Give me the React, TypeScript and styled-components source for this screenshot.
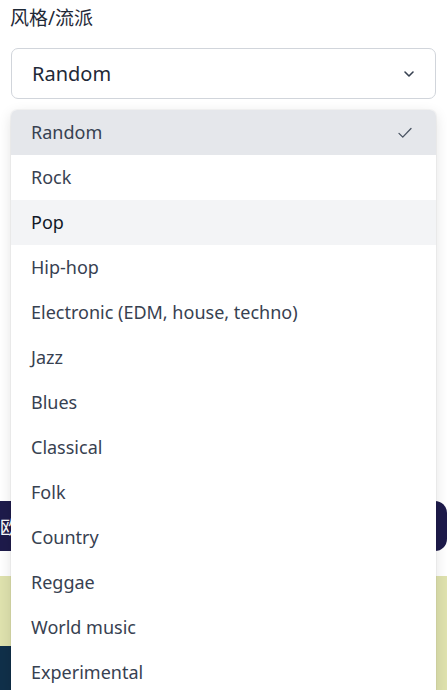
import React from "react";
import styled, { createGlobalStyle } from "styled-components";

const GlobalStyle = createGlobalStyle`
  html, body {
    margin: 0;
    padding: 0;
    background: #ffffff;
    overflow: hidden;
  }
  body {
    font-family: "Noto Sans", "Noto Sans CJK SC", sans-serif;
  }
`;

const Page = styled.div`
  position: relative;
  width: 447px;
  height: 690px;
  overflow: hidden;
`;

const Field = styled.div`
  padding: 4px 11px 0 11px;
`;

const Label = styled.div`
  font-size: 19px;
  line-height: 28px;
  color: #1f2937;
  margin-left: -1px;
`;

const SelectBox = styled.div`
  margin-top: 16px;
  height: 51px;
  box-sizing: border-box;
  border: 1px solid #d1d5db;
  border-radius: 7px;
  display: flex;
  align-items: center;
  justify-content: space-between;
  padding: 0 18px 0 20px;
  font-size: 20px;
  color: #1f2937;
`;

const SubmitBar = styled.div`
  margin: 402px 0 0 -4px;
  width: 451px;
  height: 50px;
  background: #1e1b4b;
  border-radius: 0 12px 12px 0;
  color: #ffffff;
  font-size: 18px;
  display: flex;
  align-items: center;
  padding-left: 4px;
  box-sizing: border-box;
`;

const Card = styled.div`
  margin-top: 25px;
  display: grid;
  grid-template-columns: 60px 1fr;
  grid-template-rows: 70px 60px;
  background: #dfe2ae;
`;

const CardShade = styled.div`
  grid-column: 1;
  grid-row: 2;
  background: #10304a;
`;

const Menu = styled.ul`
  position: absolute;
  top: 110px;
  left: 11px;
  width: 425px;
  margin: 0;
  padding: 0;
  list-style: none;
  background: #ffffff;
  border-radius: 6px 6px 0 0;
  box-shadow: 0 4px 14px rgba(0, 0, 0, 0.12), 0 0 0 1px rgba(0, 0, 0, 0.03);
  overflow: hidden;
`;

const Option = styled.li<{ $state?: "selected" | "hover" }>`
  height: 45px;
  display: flex;
  align-items: center;
  justify-content: space-between;
  padding: 0 22px 0 20px;
  font-size: 18px;
  color: ${(p) => (p.$state === "hover" ? "#111827" : "#374151")};
  background: ${(p) =>
    p.$state === "selected" ? "#e5e7eb" : p.$state === "hover" ? "#f3f4f6" : "#ffffff"};

  span {
    margin-top: -2px;
  }
`;

const Chevron = () => (
  <svg width="16" height="16" viewBox="0 0 24 24" fill="none" stroke="#374151" strokeWidth="2.4" strokeLinecap="round" strokeLinejoin="round">
    <path d="M6 9l6 6 6-6" />
  </svg>
);

const Check = () => (
  <svg width="18" height="18" viewBox="0 0 24 24" fill="none" stroke="#4b5563" strokeWidth="1.8" strokeLinecap="round" strokeLinejoin="round">
    <path d="M4 12.5l5 5L20 6" />
  </svg>
);

const genres = [
  "Random",
  "Rock",
  "Pop",
  "Hip-hop",
  "Electronic (EDM, house, techno)",
  "Jazz",
  "Blues",
  "Classical",
  "Folk",
  "Country",
  "Reggae",
  "World music",
  "Experimental",
];

export default function App() {
  return (
    <Page>
      <GlobalStyle />
      <Field>
        <Label>风格/流派</Label>
        <SelectBox>
          <span>Random</span>
          <Chevron />
        </SelectBox>
      </Field>
      <SubmitBar>欧</SubmitBar>
      <Card>
        <CardShade />
      </Card>
      <Menu>
        {genres.map((g, i) => (
          <Option key={g} $state={i === 0 ? "selected" : i === 2 ? "hover" : undefined}>
            <span>{g}</span>
            {i === 0 && <Check />}
          </Option>
        ))}
      </Menu>
    </Page>
  );
}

# Stated goal
The listing above needs to be output again exactly. Don't include the pictures.

# Response below
Give me the React, TypeScript and styled-components source for this screenshot.
import React from "react";
import styled, { createGlobalStyle } from "styled-components";

const GlobalStyle = createGlobalStyle`
  html, body {
    margin: 0;
    padding: 0;
    background: #ffffff;
    overflow: hidden;
  }
  body {
    font-family: "Noto Sans", "Noto Sans CJK SC", sans-serif;
  }
`;

const Page = styled.div`
  position: relative;
  width: 447px;
  height: 690px;
  overflow: hidden;
`;

const Field = styled.div`
  padding: 4px 11px 0 11px;
`;

const Label = styled.div`
  font-size: 19px;
  line-height: 28px;
  color: #1f2937;
  margin-left: -1px;
`;

const SelectBox = styled.div`
  margin-top: 16px;
  height: 51px;
  box-sizing: border-box;
  border: 1px solid #d1d5db;
  border-radius: 7px;
  display: flex;
  align-items: center;
  justify-content: space-between;
  padding: 0 18px 0 20px;
  font-size: 20px;
  color: #1f2937;
`;

const SubmitBar = styled.div`
  margin: 402px 0 0 -4px;
  width: 451px;
  height: 50px;
  background: #1e1b4b;
  border-radius: 0 12px 12px 0;
  color: #ffffff;
  font-size: 18px;
  display: flex;
  align-items: center;
  padding-left: 4px;
  box-sizing: border-box;
`;

const Card = styled.div`
  margin-top: 25px;
  display: grid;
  grid-template-columns: 60px 1fr;
  grid-template-rows: 70px 60px;
  background: #dfe2ae;
`;

const CardShade = styled.div`
  grid-column: 1;
  grid-row: 2;
  background: #10304a;
`;

const Menu = styled.ul`
  position: absolute;
  top: 110px;
  left: 11px;
  width: 425px;
  margin: 0;
  padding: 0;
  list-style: none;
  background: #ffffff;
  border-radius: 6px 6px 0 0;
  box-shadow: 0 4px 14px rgba(0, 0, 0, 0.12), 0 0 0 1px rgba(0, 0, 0, 0.03);
  overflow: hidden;
`;

const Option = styled.li<{ $state?: "selected" | "hover" }>`
  height: 45px;
  display: flex;
  align-items: center;
  justify-content: space-between;
  padding: 0 22px 0 20px;
  font-size: 18px;
  color: ${(p) => (p.$state === "hover" ? "#111827" : "#374151")};
  background: ${(p) =>
    p.$state === "selected" ? "#e5e7eb" : p.$state === "hover" ? "#f3f4f6" : "#ffffff"};

  span {
    margin-top: -2px;
  }
`;

const Chevron = () => (
  <svg width="16" height="16" viewBox="0 0 24 24" fill="none" stroke="#374151" strokeWidth="2.4" strokeLinecap="round" strokeLinejoin="round">
    <path d="M6 9l6 6 6-6" />
  </svg>
);

const Check = () => (
  <svg width="18" height="18" viewBox="0 0 24 24" fill="none" stroke="#4b5563" strokeWidth="1.8" strokeLinecap="round" strokeLinejoin="round">
    <path d="M4 12.5l5 5L20 6" />
  </svg>
);

const genres = [
  "Random",
  "Rock",
  "Pop",
  "Hip-hop",
  "Electronic (EDM, house, techno)",
  "Jazz",
  "Blues",
  "Classical",
  "Folk",
  "Country",
  "Reggae",
  "World music",
  "Experimental",
];

export default function App() {
  return (
    <Page>
      <GlobalStyle />
      <Field>
        <Label>风格/流派</Label>
        <SelectBox>
          <span>Random</span>
          <Chevron />
        </SelectBox>
      </Field>
      <SubmitBar>欧</SubmitBar>
      <Card>
        <CardShade />
      </Card>
      <Menu>
        {genres.map((g, i) => (
          <Option key={g} $state={i === 0 ? "selected" : i === 2 ? "hover" : undefined}>
            <span>{g}</span>
            {i === 0 && <Check />}
          </Option>
        ))}
      </Menu>
    </Page>
  );
}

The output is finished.